San Francisco hotelier Bill Kimpton had a different approach. He
felt guests were intimidated by grand hotels. He created a collection
of boutique hotels where the concept was comfort -- and value.
What a simple but great idea. No wonder Kimpton Hotels prospered.
As if learning from this, San Diego entrepreneurs have recently
given travelers a choice of interesting places to put your heads
at night in America’s seventh largest city. It turns out some
of our city’s best getaways are our city’s best kept
secrets but San Diego Road Runner found them for you.
Tranquility amongst the bustle


The 23-room Little Italy Inn www.littleitalyhotel.com
typifies the concept Small is Better.
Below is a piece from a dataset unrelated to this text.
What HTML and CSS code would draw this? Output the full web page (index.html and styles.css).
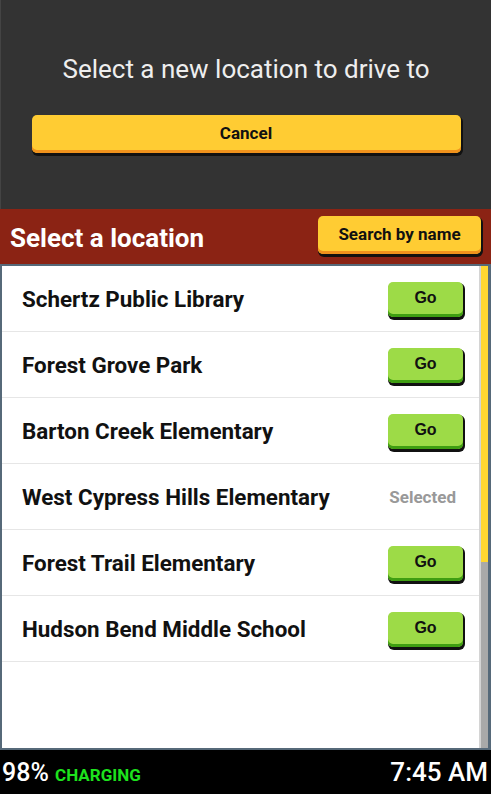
FILE: index.html
```html
<!DOCTYPE html>
<html lang="en">
<head>
  <meta charset="UTF-8" />
  <meta name="viewport" content="width=device-width, initial-scale=1.0" />
  <title>Select location</title>
  <link rel="stylesheet" href="styles.css">
</head>
<body>

  <!-- Prompt -->
  <section class="prompt">
    <h1>Select a new location to drive to</h1>
    <button class="btn btn-yellow cancel-btn">Cancel</button>
  </section>

  <!-- Header -->
  <header class="list-header">
    <h2>Select a location</h2>
    <button class="btn btn-yellow search-btn">Search by name</button>
  </header>

  <!-- Location list -->
  <div class="list-box">
    <ul class="locations">
      <li><span>Schertz Public Library</span><button class="btn btn-green">Go</button></li>
      <li><span>Forest Grove Park</span><button class="btn btn-green">Go</button></li>
      <li><span>Barton Creek Elementary</span><button class="btn btn-green">Go</button></li>
      <li><span>West Cypress Hills Elementary</span><em class="selected">Selected</em></li>
      <li><span>Forest Trail Elementary</span><button class="btn btn-green">Go</button></li>
      <li><span>Hudson Bend Middle School</span><button class="btn btn-green">Go</button></li>
    </ul>
    <div class="scrollbar">
      <div class="thumb"></div>
    </div>
  </div>

  <!-- Status bar -->
  <footer class="status">
    <div class="battery">98% <span class="charging">CHARGING</span></div>
    <div class="clock">7:45 AM</div>
  </footer>

</body>
</html>
```

FILE: styles.css
```css
body {
  margin: 0;
  height: 794px;
  display: flex;
  flex-direction: column;
  font-family: Roboto, "Liberation Sans", Arial, sans-serif;
  background: #000;
  overflow: hidden;
}

/* Buttons */
.btn {
  font-family: Roboto, "Liberation Sans", Arial, sans-serif;
  font-weight: bold;
  color: #111;
  border: none;
  border-radius: 5px;
  padding: 0;
  cursor: pointer;
}

.btn-yellow {
  background: #ffcc33;
  box-shadow: inset 0 -3px 0 #f0921c, 1px 2px 0 1px #111;
}

.btn-green {
  background: #9ddb47;
  box-shadow: inset 0 -3px 0 #3f9e12, 1px 2px 0 1px #111;
}

/* Prompt */
.prompt {
  height: 209px;
  box-sizing: border-box;
  background: #333;
  border-left: 1px solid #444;
  padding-top: 53px;
  display: flex;
  flex-direction: column;
  align-items: center;
}

.prompt h1 {
  margin: 0;
  font-size: 26px;
  font-weight: normal;
  color: #eee;
  line-height: 32px;
}

.cancel-btn {
  margin-top: 30px;
  width: 429px;
  height: 38px;
  font-size: 17px;
  padding-bottom: 2px;
}

/* Header */
.list-header {
  height: 55px;
  box-sizing: border-box;
  background: #8b2314;
  display: flex;
  align-items: center;
  justify-content: space-between;
  padding: 0 10px 0 10px;
}

.list-header h2 {
  margin: 0;
  font-size: 26px;
  color: #fff;
  font-weight: bold;
  padding-top: 2px;
}

.search-btn {
  width: 163px;
  height: 38px;
  font-size: 17px;
  margin-top: -3px;
  padding-bottom: 2px;
}

/* Location list */
.list-box {
  flex: 1;
  display: flex;
  background: #fff;
  border: 2px solid #566979;
  border-right-width: 3px;
}

.locations {
  flex: 1;
  list-style: none;
  margin: 0;
  padding: 0;
}

.locations li {
  height: 66px;
  box-sizing: border-box;
  border-bottom: 1px solid #e6e6e6;
  display: flex;
  align-items: center;
  justify-content: space-between;
  padding: 1px 16px 0 20px;
  font-size: 22.4px;
  font-weight: bold;
  color: #111;
}

.locations li .btn-green {
  width: 75px;
  height: 35px;
  font-size: 16px;
  font-family: "Liberation Sans", Arial, sans-serif;
  padding-bottom: 3px;
}

.selected {
  font-style: normal;
  font-size: 17px;
  color: #999;
  padding-right: 7px;
}

.scrollbar {
  width: 7px;
  background: #a9a9a9;
  border-left: 2px solid #d4d4d4;
}

.thumb {
  height: 296px;
  background: #ffd630;
}

/* Status bar */
.status {
  height: 44px;
  display: flex;
  align-items: center;
  justify-content: space-between;
  padding: 0 3px 0 2px;
  color: #fff;
}

.battery {
  font-size: 25px;
  font-weight: 500;
}

.charging {
  font-size: 17px;
  font-weight: bold;
  color: #1de21d;
}

.clock {
  font-size: 26px;
  font-weight: 500;
}
```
It’s on Grape Street
just below I 5 but you won’t be heading towards the Interstate
you’ll be meandering down to, arguably, the most interesting
location in the city: Little Italy.

One of the few functioning Italian business communities remaining
in the Americas, Little Italy www.littleitalysd.com
has recovered from the collapse of the West Coast tuna fishing industry
and the blight that followed and is now actually growing. Locals
and tourists are discovering the wild color and Bohemian excitement
of places like India Street, restaurants and stores are moving in
and, more important, descendants of the original Italian families
are returning to their ethnic roots.

The inn was built in 1910 at a time when the population of the
city was 40,000. Little Italy grew with San Diego and at one time
6,000 Italian families lived in what is now a 48 square block area.
Boston’s North End is bigger and had 44,000 Italians living
there in 1930 but our Little Italy is seven times larger that the
ones in New York or San Francisco. The inn is in easy walking distance
of downtown attractions like Horton Plaza and the Gaslamp Quarter,
San Diego Bay and its Harbor Cruises, and the San Diego Trolley
and San Diego Train Station. Though walking may be foreign to San
Diegans, when you stay at this inn you can get there from here.
The rooms are comfortable, prices are reasonable and there’s
a modest continental breakfast. So come and stay in a village.